> Dataset excerpt:
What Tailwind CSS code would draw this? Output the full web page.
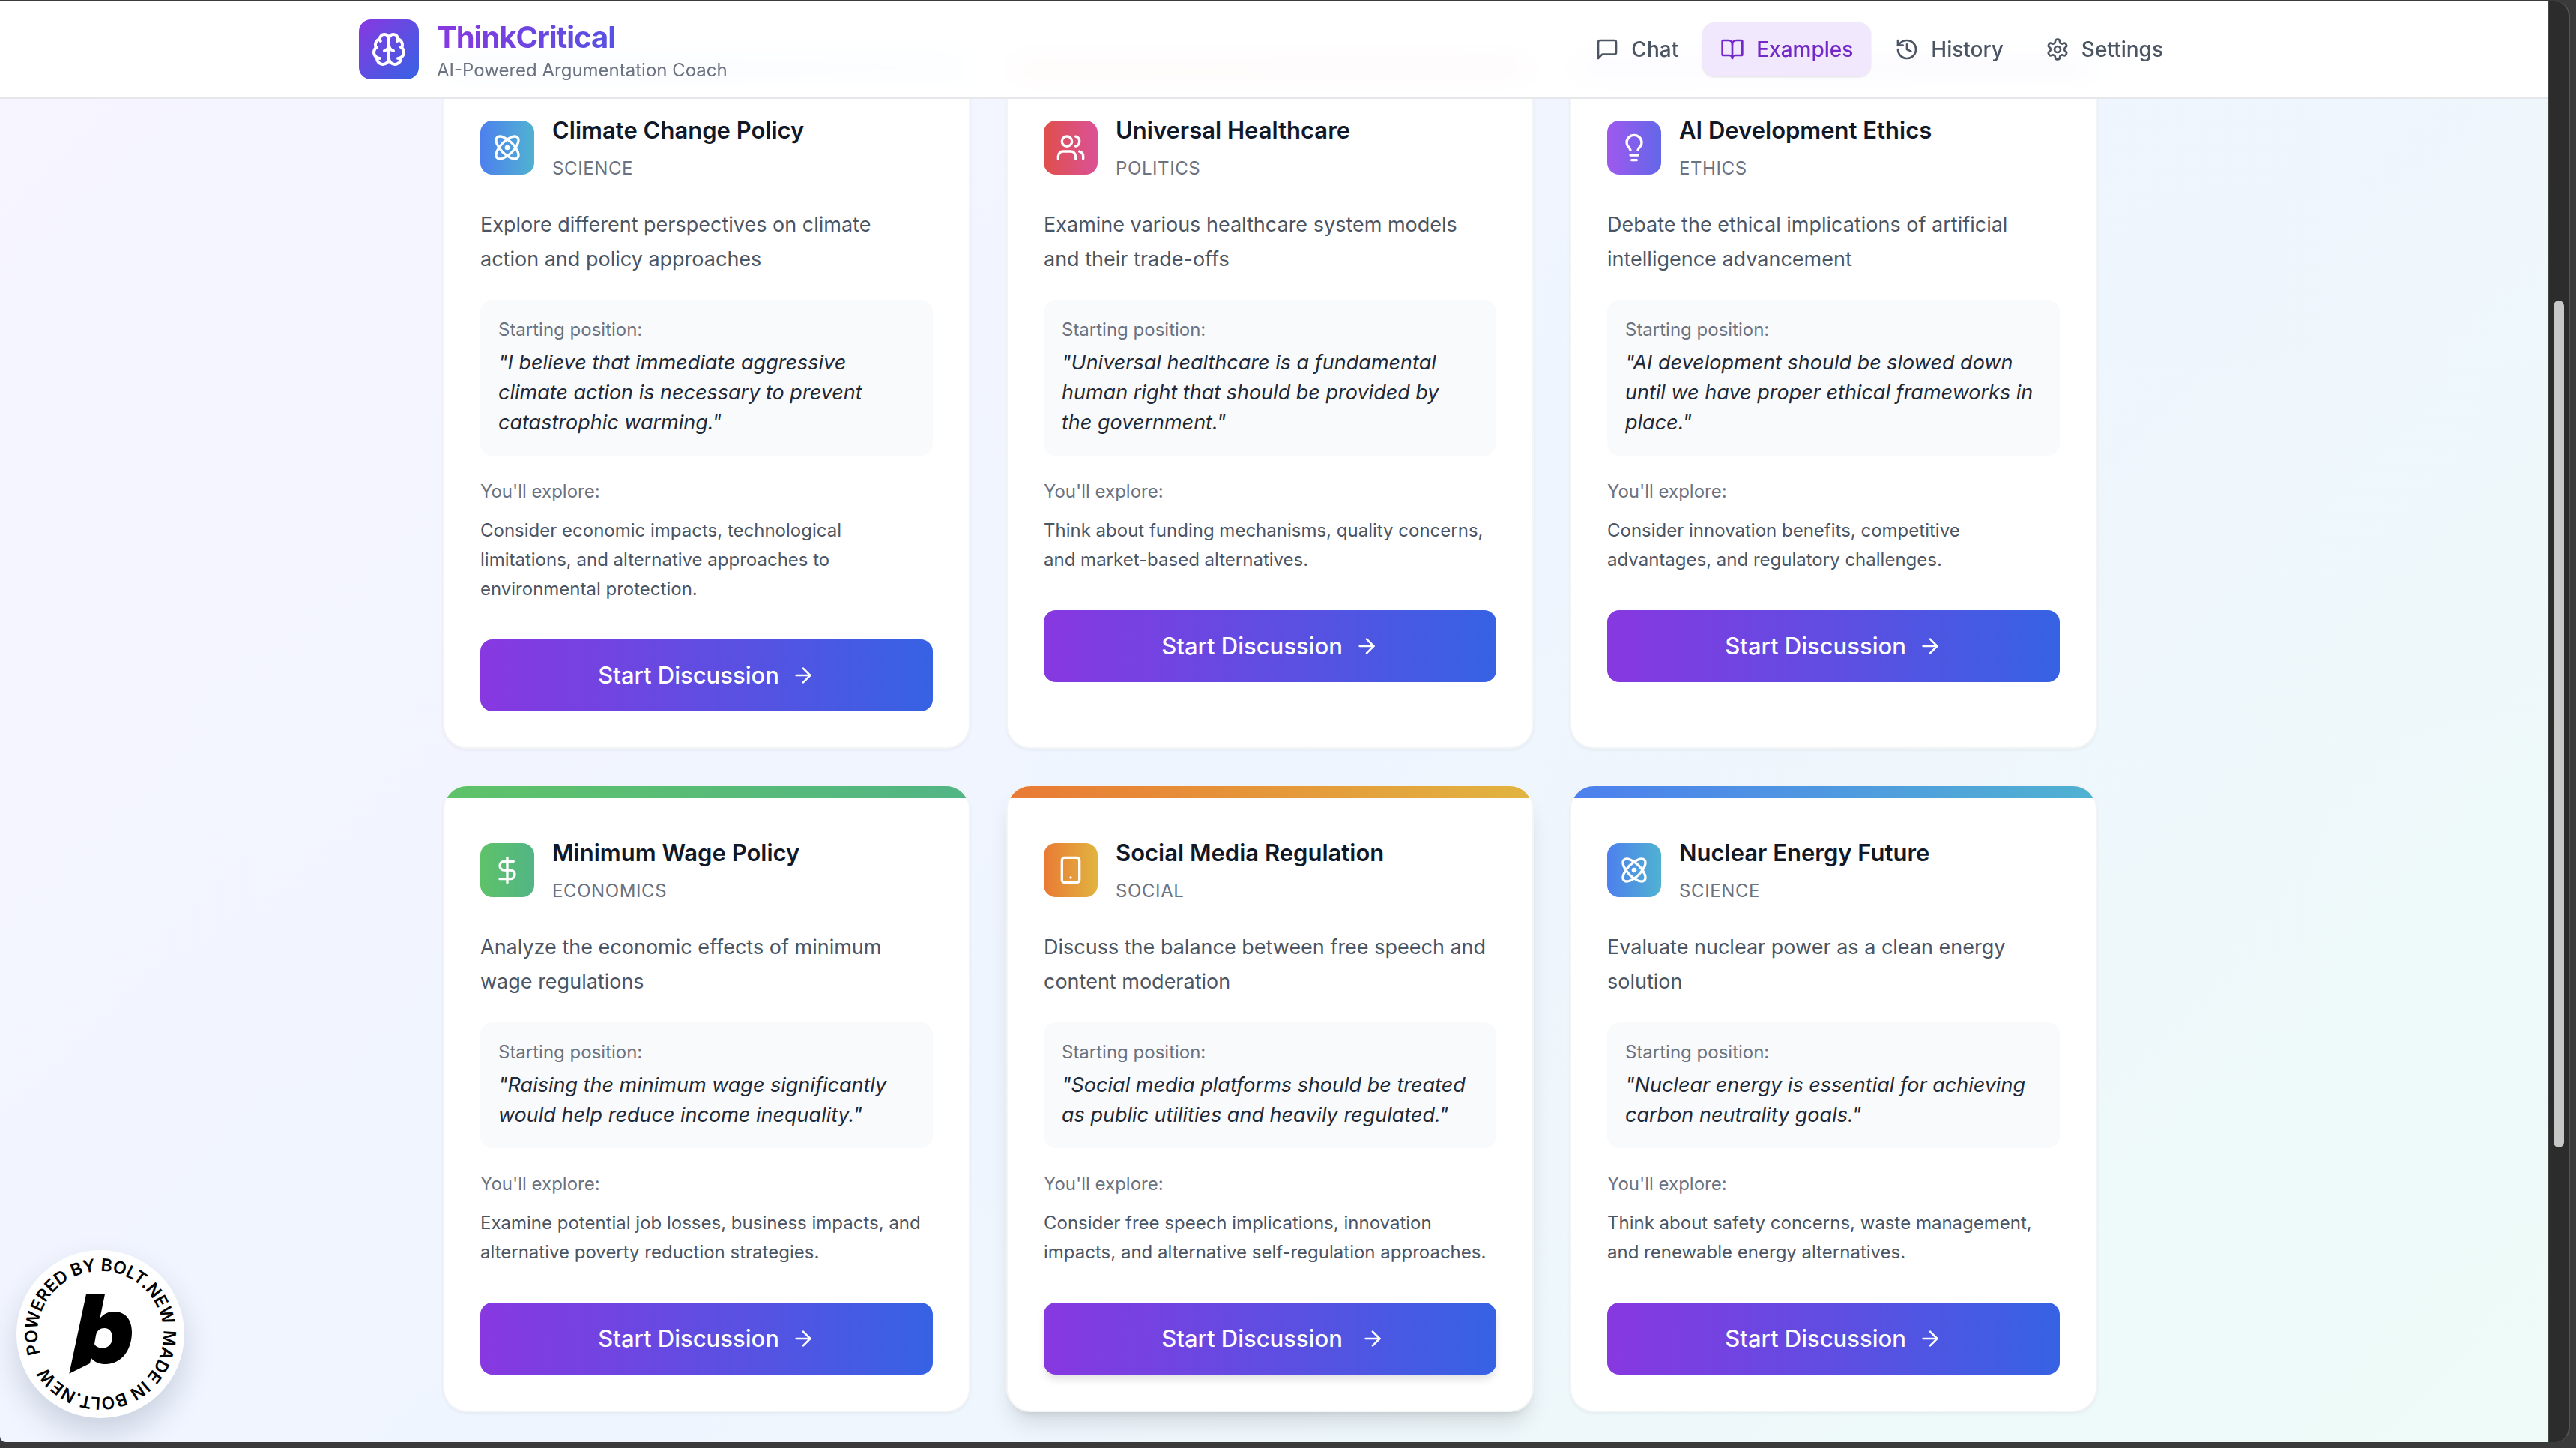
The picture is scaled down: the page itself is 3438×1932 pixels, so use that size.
<!DOCTYPE html>
<html lang="en">
<head>
  <meta charset="UTF-8" />
  <meta name="viewport" content="width=device-width, initial-scale=1.0" />
  <title>ThinkCritical | Examples</title>
  <script src="https://cdn.jsdelivr.net/npm/@tailwindcss/browser@4"></script>
</head>
<body class="bg-[#3a3a3a] h-screen overflow-hidden font-['Inter','Liberation_Sans',sans-serif] antialiased">
  <div class="h-full pt-[2px] pb-2 pr-2 flex">
    <!-- Page -->
    <div class="relative flex-1 min-w-0 overflow-hidden rounded-bl-lg">
      <div class="absolute inset-x-0 -top-[680px] h-[3270px] bg-linear-to-br/srgb from-[#f9f5ff] via-[#eff5ff] to-[#edfcf5]"></div>

      <!-- Header -->
      <header class="absolute z-10 inset-x-0 top-0 bg-white/95 backdrop-blur-lg border-b-2 border-[#e5e7eb]">
        <div class="w-[2432px] max-w-full mx-auto -translate-x-[5px] h-32 flex items-center justify-between">
          <a href="#" class="flex items-center gap-6">
            <span class="w-20 h-20 rounded-2xl bg-linear-to-br/srgb from-[#8838e0] to-[#3662e3] flex items-center justify-center text-white">
              <svg class="w-12 h-12" viewBox="0 0 24 24" fill="none" stroke="currentColor" stroke-width="2" stroke-linecap="round" stroke-linejoin="round"><path d="M12 5a3 3 0 1 0-5.997.125 4 4 0 0 0-2.526 5.77 4 4 0 0 0 .556 6.588A4 4 0 1 0 12 18Z"/><path d="M12 5a3 3 0 1 1 5.997.125 4 4 0 0 1 2.526 5.77 4 4 0 0 1-.556 6.588A4 4 0 1 1 12 18Z"/><path d="M15 13a4.5 4.5 0 0 1-3-4 4.5 4.5 0 0 1-3 4"/><path d="M17.599 6.5a3 3 0 0 0 .399-1.375"/><path d="M6.003 5.125A3 3 0 0 0 6.401 6.5"/><path d="M3.477 10.896a4 4 0 0 1 .585-.396"/><path d="M19.938 10.5a4 4 0 0 1 .585.396"/><path d="M6 18a4 4 0 0 1-1.967-.516"/><path d="M19.967 17.484A4 4 0 0 1 18 18"/></svg>
            </span>
            <span class="flex flex-col">
              <span class="text-[40px] leading-[56px] font-bold tracking-tight bg-linear-to-r/srgb from-[#8838e0] to-[#3662e3] bg-clip-text text-transparent">ThinkCritical</span>
              <span class="text-[24px] leading-8 text-[#6b7280]">AI-Powered Argumentation Coach</span>
            </span>
          </a>
          <nav class="flex gap-2 text-[28px] leading-10 font-medium text-[#4b5563]">
            <button class="flex items-center gap-4 px-6 py-4 rounded-2xl">
              <svg class="w-8 h-8" viewBox="0 0 24 24" fill="none" stroke="currentColor" stroke-width="2" stroke-linecap="round" stroke-linejoin="round"><path d="M21 15a2 2 0 0 1-2 2H7l-4 4V5a2 2 0 0 1 2-2h14a2 2 0 0 1 2 2z"/></svg>
              Chat
            </button>
            <button class="flex items-center gap-4 px-6 py-4 rounded-2xl bg-[#f1e8fd] text-[#7329c8] shadow-sm">
              <svg class="w-8 h-8" viewBox="0 0 24 24" fill="none" stroke="currentColor" stroke-width="2" stroke-linecap="round" stroke-linejoin="round"><path d="M12 7v14"/><path d="M3 18a1 1 0 0 1-1-1V4a1 1 0 0 1 1-1h5a4 4 0 0 1 4 4 4 4 0 0 1 4-4h5a1 1 0 0 1 1 1v13a1 1 0 0 1-1 1h-6a3 3 0 0 0-3 3 3 3 0 0 0-3-3z"/></svg>
              Examples
            </button>
            <button class="flex items-center gap-4 px-6 py-4 rounded-2xl">
              <svg class="w-8 h-8" viewBox="0 0 24 24" fill="none" stroke="currentColor" stroke-width="2" stroke-linecap="round" stroke-linejoin="round"><path d="M3 12a9 9 0 1 0 9-9 9.75 9.75 0 0 0-6.74 2.74L3 8"/><path d="M3 3v5h5"/><path d="M12 7v5l4 2"/></svg>
              History
            </button>
            <button class="flex items-center gap-4 px-6 py-4 rounded-2xl">
              <svg class="w-8 h-8" viewBox="0 0 24 24" fill="none" stroke="currentColor" stroke-width="2" stroke-linecap="round" stroke-linejoin="round"><path d="M12.22 2h-.44a2 2 0 0 0-2 2v.18a2 2 0 0 1-1 1.73l-.43.25a2 2 0 0 1-2 0l-.15-.08a2 2 0 0 0-2.73.73l-.22.38a2 2 0 0 0 .73 2.73l.15.1a2 2 0 0 1 1 1.72v.51a2 2 0 0 1-1 1.74l-.15.09a2 2 0 0 0-.73 2.73l.22.38a2 2 0 0 0 2.73.73l.15-.08a2 2 0 0 1 2 0l.43.25a2 2 0 0 1 1 1.73V20a2 2 0 0 0 2 2h.44a2 2 0 0 0 2-2v-.18a2 2 0 0 1 1-1.73l.43-.25a2 2 0 0 1 2 0l.15.08a2 2 0 0 0 2.73-.73l.22-.39a2 2 0 0 0-.73-2.73l-.15-.08a2 2 0 0 1-1-1.74v-.5a2 2 0 0 1 1-1.74l.15-.09a2 2 0 0 0 .73-2.73l-.22-.38a2 2 0 0 0-2.73-.73l-.15.08a2 2 0 0 1-2 0l-.43-.25a2 2 0 0 1-1-1.73V4a2 2 0 0 0-2-2z"/><circle cx="12" cy="12" r="3"/></svg>
              Settings
            </button>
          </nav>
        </div>
      </header>

      <!-- Cards -->
      <main id="cards" class="relative w-[2208px] max-w-full mx-auto -translate-x-[5px] pt-[81px] grid grid-cols-3 gap-12"></main>

      <!-- Badge -->
      <a href="#" aria-label="Powered by Bolt.new" class="absolute z-10 left-[22px] bottom-8 w-56 h-56 rounded-full bg-white shadow-[0_20px_40px_rgba(30,50,80,0.18)]">
        <svg class="w-full h-full" viewBox="0 0 224 224">
          <defs><path id="ring" d="M32.1 138 A84 84 0 1 1 191.9 86 A84 84 0 1 1 32.1 138"/></defs>
          <text class="text-[23px] font-semibold" fill="#000"><textPath href="#ring">POWERED BY BOLT.NEW MADE IN BOLT.NEW</textPath></text>
          <path transform="translate(-22 -28) scale(.33333)" fill="#000" fill-rule="evenodd" d="M345 260H420L400 357C415 339 434 330 456 330C503 330 528 363 528 412C528 480 489 540 423 540C398 540 377 531 365 515L360 537L277 578ZM418 396C399 396 387 409 384 425L378 460C385 471 395 476 409 476C433 476 450 459 450 434C450 411 438 396 418 396Z"/>
        </svg>
      </a>
    </div>

    <!-- Scrollbar -->
    <div class="w-[30px] bg-[#2c2c2c] border-x-2 border-l-[#444] border-r-[#555] rounded-r-[20px] flex justify-center pt-[399px]">
      <div class="w-[14px] h-[1130px] rounded-full bg-[#c8c8c8]"></div>
    </div>
  </div>

  <script>
    const icons = {
      atom: '<circle cx="12" cy="12" r="1"/><path d="M20.2 20.2c2.04-2.03.02-7.36-4.5-11.9-4.54-4.52-9.87-6.54-11.9-4.5-2.04 2.03-.02 7.36 4.5 11.9 4.54 4.52 9.87 6.54 11.9 4.5Z"/><path d="M15.7 15.7c4.52-4.54 6.54-9.87 4.5-11.9-2.03-2.04-7.36-.02-11.9 4.5-4.52 4.54-6.54 9.87-4.5 11.9 2.03 2.04 7.36.02 11.9-4.5Z"/>',
      users: '<path d="M16 21v-2a4 4 0 0 0-4-4H6a4 4 0 0 0-4 4v2"/><circle cx="9" cy="7" r="4"/><path d="M22 21v-2a4 4 0 0 0-3-3.87"/><path d="M16 3.13a4 4 0 0 1 0 7.75"/>',
      bulb: '<path d="M15 14c.2-1 .7-1.7 1.5-2.5 1-.9 1.5-2.2 1.5-3.5A6 6 0 0 0 6 8c0 1 .2 2.2 1.5 3.5.7.7 1.3 1.5 1.5 2.5"/><path d="M9 18h6"/><path d="M10 22h4"/>',
      dollar: '<path d="M12 2v20"/><path d="M17 5H9.5a3.5 3.5 0 0 0 0 7h5a3.5 3.5 0 0 1 0 7H6"/>',
      phone: '<rect width="14" height="20" x="5" y="2" rx="2" ry="2"/><path d="M12 18h.01"/>'
    };

    const examples = [
      { title: 'Climate Change Policy', category: 'Science', icon: 'atom', color: 'from-[#4d80ee] to-[#50b2d1]',
        text: 'Explore different perspectives on climate action and policy approaches',
        quote: 'I believe that immediate aggressive climate action is necessary to prevent catastrophic warming.',
        explore: 'Consider economic impacts, technological limitations, and alternative approaches to environmental protection.' },
      { title: 'Universal Healthcare', category: 'Politics', icon: 'users', color: 'from-[#df4f4b] to-[#db5297]',
        text: 'Examine various healthcare system models and their trade-offs',
        quote: 'Universal healthcare is a fundamental human right that should be provided by the government.',
        explore: 'Think about funding mechanisms, quality concerns, and market-based alternatives.' },
      { title: 'AI Development Ethics', category: 'Ethics', icon: 'bulb', color: 'from-[#9f59ee] to-[#6367e9]',
        text: 'Debate the ethical implications of artificial intelligence advancement',
        quote: 'AI development should be slowed down until we have proper ethical frameworks in place.',
        explore: 'Consider innovation benefits, competitive advantages, and regulatory challenges.' },
      { title: 'Minimum Wage Policy', category: 'Economics', icon: 'dollar', color: 'from-[#5ec269] to-[#52b585]',
        text: 'Analyze the economic effects of minimum wage regulations',
        quote: 'Raising the minimum wage significantly would help reduce income inequality.',
        explore: 'Examine potential job losses, business impacts, and alternative poverty reduction strategies.' },
      { title: 'Social Media Regulation', category: 'Social', icon: 'phone', color: 'from-[#e97a35] to-[#e1b440]', active: true,
        text: 'Discuss the balance between free speech and content moderation',
        quote: 'Social media platforms should be treated as public utilities and heavily regulated.',
        explore: 'Consider free speech implications, innovation impacts, and alternative self-regulation approaches.' },
      { title: 'Nuclear Energy Future', category: 'Science', icon: 'atom', color: 'from-[#4d80ee] to-[#50b2d1]',
        text: 'Evaluate nuclear power as a clean energy solution',
        quote: 'Nuclear energy is essential for achieving carbon neutrality goals.',
        explore: 'Think about safety concerns, waste management, and renewable energy alternatives.' }
    ];

    document.getElementById('cards').innerHTML = examples.map(e => `
      <article class="bg-white rounded-[32px] border-2 border-[#f3f4f6] overflow-hidden ${e.active ? 'shadow-[0_20px_30px_-6px_rgba(0,0,0,0.12),0_8px_12px_-8px_rgba(0,0,0,0.12)]' : 'shadow-[0_2px_4px_rgba(0,0,0,0.05)]'}">
        <div class="h-4 bg-linear-to-r/srgb ${e.color}"></div>
        <div class="p-12">
          <div class="flex items-center gap-6 mb-8">
            <div class="w-[72px] h-[72px] rounded-2xl bg-linear-to-r/srgb ${e.color} flex items-center justify-center text-white">
              <svg class="w-10 h-10" viewBox="0 0 24 24" fill="none" stroke="currentColor" stroke-width="2" stroke-linecap="round" stroke-linejoin="round">${icons[e.icon]}</svg>
            </div>
            <div>
              <h3 class="text-[31px] leading-[50px] font-semibold text-[#111827]">${e.title}</h3>
              <p class="mt-1.5 text-[24px] leading-10 tracking-wide uppercase text-[#6b7280]">${e.category}</p>
            </div>
          </div>
          <p class="mb-[31px] text-[27px] leading-[46px] text-[#4b5563]">${e.text}</p>
          <div class="mb-8 p-6 rounded-2xl bg-[#f9fafb]">
            <p class="mb-2 text-[24px] leading-8 text-[#6b7280]">Starting position:</p>
            <p class="pr-2 text-[27px] leading-10 italic text-[#1f2937]">"${e.quote}"</p>
          </div>
          <p class="mb-4 text-[24px] leading-8 text-[#6b7280]">You'll explore:</p>
          <p class="mb-12 text-[24px] leading-relaxed text-[#4b5563]">${e.explore}</p>
          <button class="w-full py-6 rounded-2xl bg-linear-to-r/srgb from-[#8838e0] to-[#3662e3] text-white text-[31px] leading-[48px] font-medium flex items-center justify-center gap-4 ${e.active ? 'shadow-[0_8px_12px_-2px_rgba(0,0,0,0.12)]' : ''}">
            Start Discussion
            <svg class="w-8 h-8 ${e.active ? 'translate-x-2' : ''}" viewBox="0 0 24 24" fill="none" stroke="currentColor" stroke-width="2" stroke-linecap="round" stroke-linejoin="round"><path d="M5 12h14"/><path d="m12 5 7 7-7 7"/></svg>
          </button>
        </div>
      </article>`).join('');
  </script>
</body>
</html>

> Job:
Extract each line holding the string "that".

> Reply to the task:
The picture is scaled down: the page itself is 3438×1932 pixels, so use that size.
        quote: 'I believe that immediate aggressive climate action is necessary to prevent catastrophic warming.',
        quote: 'Universal healthcare is a fundamental human right that should be provided by the government.',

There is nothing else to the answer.